- _Written exercise_:
Extract the lines from the start through the line that holds "import React from", both included, omitting all images.

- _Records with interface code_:
** START **
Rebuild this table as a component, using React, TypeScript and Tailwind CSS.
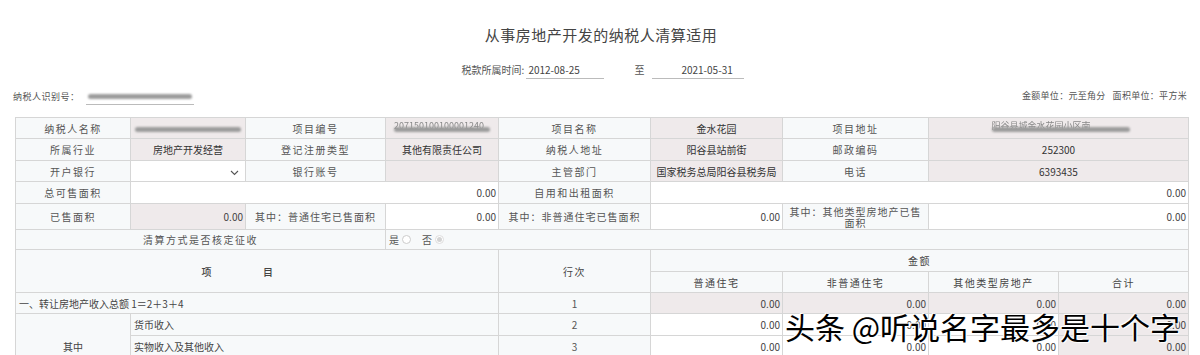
import React from "react";

const F = "font-['Noto_Sans_CJK_SC','Noto_Sans',sans-serif]";
const B = "border border-[#d6d6d6] leading-[13px] p-0";
const L = `${B} bg-[#f7f9fa] text-[#555] text-[10px] tracking-[1.5px] text-center px-[2px]`;
const P = `${B} bg-[#efeaeb] text-[#333] text-[10px] text-center px-[3px]`;
const PR = `${B} bg-[#efeaeb] text-[#444] text-[10px] text-right px-[2px]`;
const WR = `${B} bg-white text-[#444] text-[10px] text-right px-[2px]`;
const H = `${B} bg-[#f7f9fa] text-[#444] text-[10px] tracking-[1.5px] text-center`;

function Blur({ w, text }: { w: number; text?: string }) {
  return (
    <span className="relative inline-block align-middle" style={{ width: w }}>
      {text && (
        <span className="absolute left-0 right-0 -top-[6px] text-left text-[9px] leading-[10px] text-[#888] blur-[0.5px] whitespace-nowrap overflow-hidden">
          {text}
        </span>
      )}
      <span className="block h-[5px] w-full rounded-full bg-[#9c9c9c] blur-[1px]" />
    </span>
  );
}

export default function App() {
  return (
    <div className={`${F} relative w-[1200px] h-[355px] overflow-hidden bg-white text-[#333]`}>
      <div className="h-[54px] flex items-end justify-center pb-[12px]">
        <h1 className="text-[15px] tracking-[0.5px] text-[#444] leading-none ml-[2px]">
          从事房地产开发的纳税人清算适用
        </h1>
      </div>
      <div className="h-[30px] flex items-center justify-center text-[10px] text-[#555] pl-[6px]">
        <span>税款所属时间:</span>
        <span className="ml-[2px] w-[78px] border-b border-[#bbb] text-[#444] text-[10px] pb-[1px] pt-[3px] pl-[2px]">2012-08-25</span>
        <span className="ml-[30px] mr-[8px]">至</span>
        <span className="w-[92px] border-b border-[#bbb] text-[#444] pb-[1px] pt-[3px] pl-[29px]">2021-05-31</span>
      </div>
      <div className="h-[33px] flex items-start justify-between px-[13px] pt-[4px] text-[9px] text-[#555]">
        <div className="flex items-center">
          <span className="tracking-[0.5px]">纳税人识别号：</span>
          <span className="ml-[6px] w-[108px] border-b border-[#bbb] h-[17px] flex items-center justify-center">
            <Blur w={104} />
          </span>
        </div>
        <div className="tracking-[0.3px] pt-[1px]">金额单位：元至角分&nbsp;&nbsp;&nbsp;面积单位：平方米</div>
      </div>
      <table className="ml-[15px] w-[1173px] table-fixed border-collapse">
        <colgroup>
          <col className="w-[115px]" />
          <col className="w-[115px]" />
          <col className="w-[140px]" />
          <col className="w-[113px]" />
          <col className="w-[152px]" />
          <col className="w-[132px]" />
          <col className="w-[146px]" />
          <col className="w-[130px]" />
          <col className="w-[130px]" />
        </colgroup>
        <tbody>
          <tr className="h-[21px]">
            <td className={L}>纳税人名称</td>
            <td className={P}><Blur w={106} /></td>
            <td className={L}>项目编号</td>
            <td className={P}><Blur w={96} text="207150100100001240" /></td>
            <td className={L}>项目名称</td>
            <td className={P}>金水花园</td>
            <td className={L}>项目地址</td>
            <td className={P} colSpan={2}>
              <span className="ml-[4px]"><Blur w={138} text="阳谷县城金水花园小区南" /></span>
            </td>
          </tr>
          <tr className="h-[22px]">
            <td className={L}>所属行业</td>
            <td className={P}>房地产开发经营</td>
            <td className={L}>登记注册类型</td>
            <td className={P}>其他有限责任公司</td>
            <td className={L}>纳税人地址</td>
            <td className={P}>阳谷县站前街</td>
            <td className={L}>邮政编码</td>
            <td className={P} colSpan={2}>252300</td>
          </tr>
          <tr className="h-[21px]">
            <td className={L}>开户银行</td>
            <td className={`${B} bg-white text-right pr-[6px]`}>
              <svg width="9" height="6" viewBox="0 0 9 6" className="inline-block">
                <path d="M1 1l3.5 3.5L8 1" fill="none" stroke="#555" strokeWidth="1.1" />
              </svg>
            </td>
            <td className={L}>银行账号</td>
            <td className={P}></td>
            <td className={L}>主管部门</td>
            <td className={`${P} text-[9.5px] whitespace-nowrap`}>国家税务总局阳谷县税务局</td>
            <td className={L}>电话</td>
            <td className={P} colSpan={2}>6393435</td>
          </tr>
          <tr className="h-[22px]">
            <td className={L}>总可售面积</td>
            <td className={WR} colSpan={3}>0.00</td>
            <td className={L}>自用和出租面积</td>
            <td className={WR} colSpan={4}>0.00</td>
          </tr>
          <tr className="h-[26px]">
            <td className={L}>已售面积</td>
            <td className={PR}>0.00</td>
            <td className={`${L} whitespace-nowrap tracking-[1px]`}>其中：普通住宅已售面积</td>
            <td className={WR}>0.00</td>
            <td className={`${L} whitespace-nowrap tracking-[1px]`}>其中：非普通住宅已售面积</td>
            <td className={WR}>0.00</td>
            <td className={`${L} tracking-[1px] px-[6px] !leading-[11px]`}>其中：其他类型房地产已售面积</td>
            <td className={WR} colSpan={2}>0.00</td>
          </tr>
          <tr className="h-[20px]">
            <td className={L} colSpan={3}>清算方式是否核定征收</td>
            <td className={`${B} bg-[#f7f9fa] text-[10px] text-[#555] px-[3px]`} colSpan={6}>
              <span className="inline-flex items-center">
                是
                <span className="ml-[3px] inline-block w-[9px] h-[9px] rounded-full border border-[#ccc] bg-white" />
                <span className="ml-[11px]">否</span>
                <span className="ml-[3px] inline-flex items-center justify-center w-[9px] h-[9px] rounded-full border border-[#ddd] bg-white">
                  <span className="w-[5px] h-[5px] rounded-full bg-[#d4d4d4]" />
                </span>
              </span>
            </td>
          </tr>
          <tr className="h-[22px]">
            <td className={`${H} text-[#333] font-medium pr-[38px]`} colSpan={4} rowSpan={2}>
              <span className="inline-block">项</span>
              <span className="inline-block ml-[50px]">目</span>
            </td>
            <td className={H} rowSpan={2}>行次</td>
            <td className={`${H} text-[#333]`} colSpan={4}>金额</td>
          </tr>
          <tr className="h-[21px]">
            <td className={`${H} text-[#333]`}>普通住宅</td>
            <td className={`${H} text-[#333]`}>非普通住宅</td>
            <td className={`${H} text-[#333]`}>其他类型房地产</td>
            <td className={`${H} text-[#333]`}>合计</td>
          </tr>
          <tr className="h-[21px]">
            <td className={`${B} bg-[#f7f9fa] text-[10px] text-[#444] text-left px-[3px]`} colSpan={4}>
              一、转让房地产收入总额 1＝2＋3＋4
            </td>
            <td className={`${B} bg-[#f7f9fa] text-[10px] text-[#555] text-center`}>1</td>
            <td className={PR}>0.00</td>
            <td className={PR}>0.00</td>
            <td className={PR}>0.00</td>
            <td className={PR}>0.00</td>
          </tr>
          <tr className="h-[22px]">
            <td className={`${B} bg-[#f7f9fa] text-[10px] text-[#444] text-center`} rowSpan={3}>其中</td>
            <td className={`${B} bg-[#f7f9fa] text-[10px] text-[#444] text-left px-[3px]`} colSpan={3}>货币收入</td>
            <td className={`${B} bg-[#f7f9fa] text-[10px] text-[#555] text-center`}>2</td>
            <td className={WR}>0.00</td>
            <td className={WR}>0.00</td>
            <td className={WR}>0.00</td>
            <td className={PR}>0.00</td>
          </tr>
          <tr className="h-[22px]">
            <td className={`${B} bg-[#f7f9fa] text-[10px] text-[#444] text-left px-[3px]`} colSpan={3}>实物收入及其他收入</td>
            <td className={`${B} bg-[#f7f9fa] text-[10px] text-[#555] text-center`}>3</td>
            <td className={WR}>0.00</td>
            <td className={WR}>0.00</td>
            <td className={WR}>0.00</td>
            <td className={PR}>0.00</td>
          </tr>
          <tr className="h-[22px]">
            <td className={`${B} bg-[#f7f9fa] text-[10px] text-[#444] text-left px-[3px]`} colSpan={3}>视同销售收入</td>
            <td className={`${B} bg-[#f7f9fa] text-[10px] text-[#555] text-center`}>4</td>
            <td className={WR}>0.00</td>
            <td className={WR}>0.00</td>
            <td className={WR}>0.00</td>
            <td className={PR}>0.00</td>
          </tr>
        </tbody>
      </table>
      <div className="absolute left-[785px] top-[306px] text-[30px] leading-[40px] text-black whitespace-nowrap [text-shadow:0_0_2px_#fff,0_0_2px_#fff,1px_1px_0_#fff,-1px_-1px_0_#fff]">
        头条 @听说名字最多是十个字
      </div>
    </div>
  );
}
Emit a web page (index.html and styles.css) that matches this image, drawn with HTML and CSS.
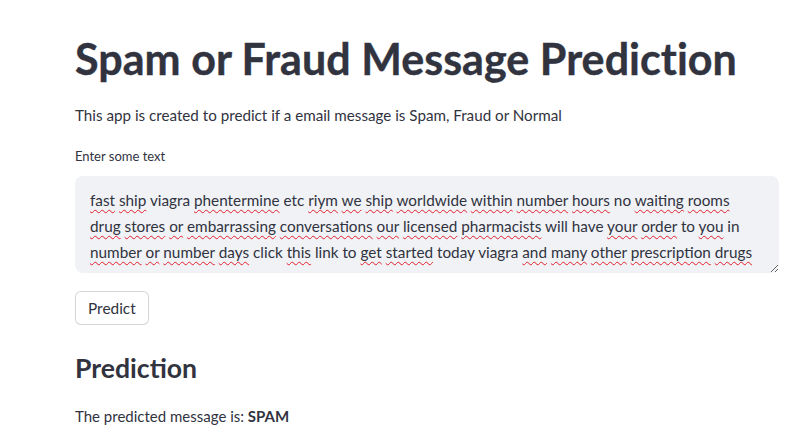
FILE: index.html
```html
<!DOCTYPE html>
<html lang="en">
<head>
<meta charset="utf-8">
<title>Spam or Fraud Message Prediction</title>
<link rel="stylesheet" href="styles.css">
</head>
<body>
<main class="block">
  <h1 class="title">Spam or Fraud Message Prediction</h1>
  <p class="intro">This app is created to predict if a email message is Spam, Fraud or Normal</p>
  <label class="label">Enter some text</label>
  <div class="textarea" contenteditable="true" spellcheck="false"><span class="sp">fast</span> <span class="sp">ship</span> viagra <span class="sp">phentermine</span> etc <span class="sp">riym</span> <span class="sp">we</span> <span class="sp">ship</span> <span class="sp">worldwide</span> <span class="sp">within</span> <span class="sp">number</span> <span class="sp">hours</span> no <span class="sp">waiting</span> <span class="sp">rooms</span> <span class="sp">drug</span> <span class="sp">stores</span> <span class="sp">or</span> <span class="sp">embarrassing</span> <span class="sp">conversations</span> <span class="sp">our</span> <span class="sp">licensed</span> <span class="sp">pharmacists</span> will have <span class="sp">your</span> <span class="sp">order</span> to <span class="sp">you</span> in <span class="sp">number</span> <span class="sp">or</span> <span class="sp">number</span> <span class="sp">days</span> click <span class="sp">this</span> link to <span class="sp">get</span> <span class="sp">started</span> today viagra <span class="sp">and</span> <span class="sp">many</span> <span class="sp">other</span> <span class="sp">prescription</span> <span class="sp">drugs</span> <span class="sp">available</span> <span class="sp">including</span> <span class="sp">xanax</span> <span class="sp">valium</span> <span class="sp">levitra</span> <span class="sp">weight</span> <span class="sp">loss</span> <span class="sp">medications</span> and to help you quit smoking</div>
  <button class="btn" type="button">Predict</button>
  <h3 class="subhead">Prediction</h3>
  <p class="result">The predicted message is: <strong>SPAM</strong></p>
</main>
</body>
</html>
```

FILE: styles.css
```css
html, body {
  margin: 0;
  padding: 0;
  background: #ffffff;
}
body {
  font-family: "Lato", "Noto Sans", sans-serif;
  color: #31333f;
}
.block {
  width: 704px;
  margin-left: 75px;
  padding-top: 29px;
  display: flex;
  flex-direction: column;
  align-items: flex-start;
}
.title {
  margin: 0;
  font-size: 43px;
  font-weight: 700;
  line-height: 60px;
  letter-spacing: 0.05px;
  -webkit-text-stroke: 0.4px #31333f;
}
.intro {
  margin: 14px 0 0 0;
  font-size: 15.2px;
  line-height: 24px;
}
.label {
  margin-top: 18px;
  font-size: 13px;
  line-height: 22px;
}
.textarea {
  box-sizing: border-box;
  margin-top: 9px;
  width: 704px;
  height: 97px;
  padding: 11px 19px 11px 15px;
  background: #f0f2f6;
  border-radius: 8px;
  font-size: 15.3px;
  line-height: 26px;
  overflow: hidden;
  resize: vertical;
  outline: none;
}
.sp {
  text-decoration: underline wavy #e0202c;
  text-decoration-thickness: 1px;
  text-underline-offset: 3px;
  text-decoration-skip-ink: none;
}
.btn {
  margin-top: 18px;
  box-sizing: border-box;
  height: 34px;
  padding: 0 12px;
  background: #ffffff;
  border: 1px solid rgba(49, 51, 63, 0.2);
  border-radius: 6px;
  font-family: inherit;
  font-size: 15.4px;
  color: #31333f;
}
.subhead {
  margin: 25px 0 0 0;
  font-size: 26.6px;
  font-weight: 700;
  line-height: 36px;
}
.result {
  margin: 18px 0 0 0;
  font-size: 15px;
  line-height: 24px;
}
.result strong {
  font-weight: 700;
}
```
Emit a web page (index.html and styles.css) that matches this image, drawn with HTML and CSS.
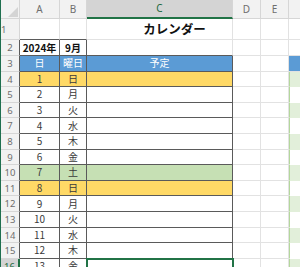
** END **
- _Answer to the task_:
Rebuild this table as a component, using React, TypeScript and Tailwind CSS.
import React from "react";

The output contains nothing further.